Há muito tempo me considero espírita, mas alguns trejeitos católicos permanecem comigo. Um deles é fazer o sinal da cruz. Fui pesquisar e constatei que a prática de fazer o sinal da cruz vem desde os primórdios das igrejas cristãs. Hoje, ela é praticada tanto na Igreja Romana quanto na Ortodoxa. “O início de sua prática remonta a um padre chamado Tertuliano, que viveu no terceiro século. Nasceu por volta de 160 d.C. e morreu em 220 d.C. Em um de seus escritos, chamado ‘De Corona Militis’, encontra-se claramente essa prática descrita por ele (...)”.
Conforme a Igreja Católica Apostólica Romana, o sinal da cruz – todos sabem, mas é bom lembrar – se inicia na testa, desce para o coração, depois para o ombro esquerdo e então ombro direito, com a mão direita, enquanto se pronuncia: “Em nome o pai (na testa), do filho (no peito), do espírito (lado esquerdo), santo (lado direito)”. No final se diz amém.
Continuo até hoje fazendo o sinal da cruz. Porém, esse gesto simples e de demonstração de fé, de crença ou de pedido de proteção já me perturbou por um período da minha vida. Isso aconteceu entre o final da década de 1970 e início dos anos de 1980. Não cheguei a deixar de fazer o sinal da cruz, mas o fazia disfarçadamente, para que ninguém percebesse – pelo menos acreditava nisso – que eu estaria me benzendo ou era um fervoroso devoto católico.
E eu explico... Numa rua perpendicular à esquina de minha casa, certa vez morreu dona Maria Caetano. Ela residia numa casa de muros bem baixos e que deixavam a porta da sala bem visível para quem passasse pela rua. Quase sempre a gente avistava dona Maria olhando o movimento da rua por meio daquela janelinha da porta de madeira. Aquele rosto moreno, sem muito sorriso, vigiava a vida dos vizinhos e transeuntes. Com a morte dela, passei a fazer o sinal da cruz toda vez que passava em frente da casa. Primeiro, em sinal de respeito e pelo espírito dela; segundo, e mais contundente, pedindo proteção para que ela nunca aparecesse, depois de morta, naquela janelinha. Apesar de espírita, tenho medo, sim, de aparições.

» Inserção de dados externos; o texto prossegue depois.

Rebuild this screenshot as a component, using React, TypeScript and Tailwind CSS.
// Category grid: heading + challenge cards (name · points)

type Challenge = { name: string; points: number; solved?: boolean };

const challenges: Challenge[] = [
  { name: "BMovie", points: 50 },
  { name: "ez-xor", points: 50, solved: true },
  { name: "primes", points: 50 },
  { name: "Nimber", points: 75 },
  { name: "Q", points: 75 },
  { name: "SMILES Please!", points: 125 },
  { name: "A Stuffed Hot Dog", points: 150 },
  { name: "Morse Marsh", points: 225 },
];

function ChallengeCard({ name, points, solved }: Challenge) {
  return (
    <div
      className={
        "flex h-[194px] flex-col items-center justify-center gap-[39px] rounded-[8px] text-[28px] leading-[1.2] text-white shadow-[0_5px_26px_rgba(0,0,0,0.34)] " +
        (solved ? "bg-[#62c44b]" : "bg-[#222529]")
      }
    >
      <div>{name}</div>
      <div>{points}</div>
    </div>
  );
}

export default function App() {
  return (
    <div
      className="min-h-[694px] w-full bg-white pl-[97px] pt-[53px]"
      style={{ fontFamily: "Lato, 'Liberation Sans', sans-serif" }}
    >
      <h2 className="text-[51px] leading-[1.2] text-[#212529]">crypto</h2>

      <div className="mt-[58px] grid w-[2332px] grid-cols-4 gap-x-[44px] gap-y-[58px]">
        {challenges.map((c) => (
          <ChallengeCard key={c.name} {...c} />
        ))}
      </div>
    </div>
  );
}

Passados alguns meses, morreu o marido dela: seu Caetano. Então, ao passar em frente à mesma casa, fosse dia, tarde, noite ou madrugada, o cacoete era fazer o sinal da cruz duas vezes. Transcorrido mais algum tempo, morreu o menino Dagô, que residia em uma casa quase vizinha à de dona Maria Caetano e que já foi tema de uma crônica nesta coluna. A partir daí, a agonia era maior ainda: eram três sinais da cruz. E fazia disfarçadamente, principalmente quando haviam outras pessoas próximas a mim. Virou um tormento, quase que um TOC: Transtorno Obsessivo-Compulsivo, um distúrbio mental da ansiedade que se caracteriza por pensamentos obsessivos ou compulsões.

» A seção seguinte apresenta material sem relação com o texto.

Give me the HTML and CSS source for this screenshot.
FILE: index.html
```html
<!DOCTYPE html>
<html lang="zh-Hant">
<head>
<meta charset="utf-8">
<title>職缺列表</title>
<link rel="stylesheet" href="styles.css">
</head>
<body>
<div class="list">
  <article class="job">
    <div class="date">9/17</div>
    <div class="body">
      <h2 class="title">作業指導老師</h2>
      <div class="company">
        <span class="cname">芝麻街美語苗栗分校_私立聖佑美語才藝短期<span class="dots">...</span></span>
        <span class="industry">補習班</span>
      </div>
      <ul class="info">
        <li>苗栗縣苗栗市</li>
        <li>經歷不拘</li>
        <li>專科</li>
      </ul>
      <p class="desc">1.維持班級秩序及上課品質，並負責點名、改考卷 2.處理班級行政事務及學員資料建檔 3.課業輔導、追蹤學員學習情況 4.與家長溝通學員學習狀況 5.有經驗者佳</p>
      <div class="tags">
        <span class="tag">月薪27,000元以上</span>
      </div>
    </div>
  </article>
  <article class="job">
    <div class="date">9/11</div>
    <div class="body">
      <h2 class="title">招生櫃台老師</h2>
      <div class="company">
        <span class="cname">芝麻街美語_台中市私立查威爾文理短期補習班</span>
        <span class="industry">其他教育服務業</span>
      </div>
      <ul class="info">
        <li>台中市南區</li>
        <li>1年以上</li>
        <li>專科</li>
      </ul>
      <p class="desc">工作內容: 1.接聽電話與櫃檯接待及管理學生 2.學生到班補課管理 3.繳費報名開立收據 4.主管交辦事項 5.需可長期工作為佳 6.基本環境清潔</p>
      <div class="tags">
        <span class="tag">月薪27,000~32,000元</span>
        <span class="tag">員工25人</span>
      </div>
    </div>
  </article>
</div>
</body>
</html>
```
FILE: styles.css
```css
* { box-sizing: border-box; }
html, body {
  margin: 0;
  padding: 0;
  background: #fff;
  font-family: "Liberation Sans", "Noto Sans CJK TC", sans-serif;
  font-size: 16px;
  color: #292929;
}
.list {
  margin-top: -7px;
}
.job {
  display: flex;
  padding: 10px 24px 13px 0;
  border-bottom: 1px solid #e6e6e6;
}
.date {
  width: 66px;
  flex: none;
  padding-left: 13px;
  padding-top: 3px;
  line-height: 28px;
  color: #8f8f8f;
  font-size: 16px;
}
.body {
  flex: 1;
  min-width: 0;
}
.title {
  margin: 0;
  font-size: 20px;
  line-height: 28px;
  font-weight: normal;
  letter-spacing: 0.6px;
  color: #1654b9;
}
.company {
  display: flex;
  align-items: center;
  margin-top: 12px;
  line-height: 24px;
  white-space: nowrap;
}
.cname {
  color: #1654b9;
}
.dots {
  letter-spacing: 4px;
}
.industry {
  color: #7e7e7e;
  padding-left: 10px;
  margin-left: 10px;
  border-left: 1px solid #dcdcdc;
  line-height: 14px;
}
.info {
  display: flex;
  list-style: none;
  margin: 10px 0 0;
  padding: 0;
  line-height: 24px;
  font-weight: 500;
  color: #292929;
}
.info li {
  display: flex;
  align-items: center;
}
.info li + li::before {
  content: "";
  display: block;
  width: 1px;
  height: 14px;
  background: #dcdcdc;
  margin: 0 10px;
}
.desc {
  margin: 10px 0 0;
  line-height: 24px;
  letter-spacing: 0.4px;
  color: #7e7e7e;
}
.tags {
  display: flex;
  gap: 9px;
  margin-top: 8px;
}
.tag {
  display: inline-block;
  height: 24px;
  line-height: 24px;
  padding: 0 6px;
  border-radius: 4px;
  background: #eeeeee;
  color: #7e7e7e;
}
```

Chegar em casa por aquela rua era um verdadeiro sofrimento. Quase uma promessa escondida para “pedir passagem” às pessoas desencarnadas por ali. Haja sinal da cruz... E para piorar a situação, passado mais um tempo, uma quarta pessoa que residia na mesma rua morreu. Entrei em desespero mental e, antes que ficasse maníaco de vez ou começassem a me apontar como o “louco do sinal da cruz”, tomei uma decisão drástica: até me mudar de vez da Rua Sagrada Família e ir morar em outro bairro, nunca mais passei pela rua dos sinais da cruz. Dava uma volta pelo quarteirão, demorava mais para chegar em casa, mas me livrei daquele TOC de fé e medo.
Em tempo: “Fazer o sinal da cruz é uma forma de professar a fé na Trindade Pai, Filho e Espírito Santo; iniciar uma oração; se colocar sob a proteção do altíssimo, se defender das tentações, pois a cruz é um escudo contra os demônios, pois colocamos em nós a marca de Cristo e, logo, demonstramos pertencimento a ele”, segundo minhas pesquisas.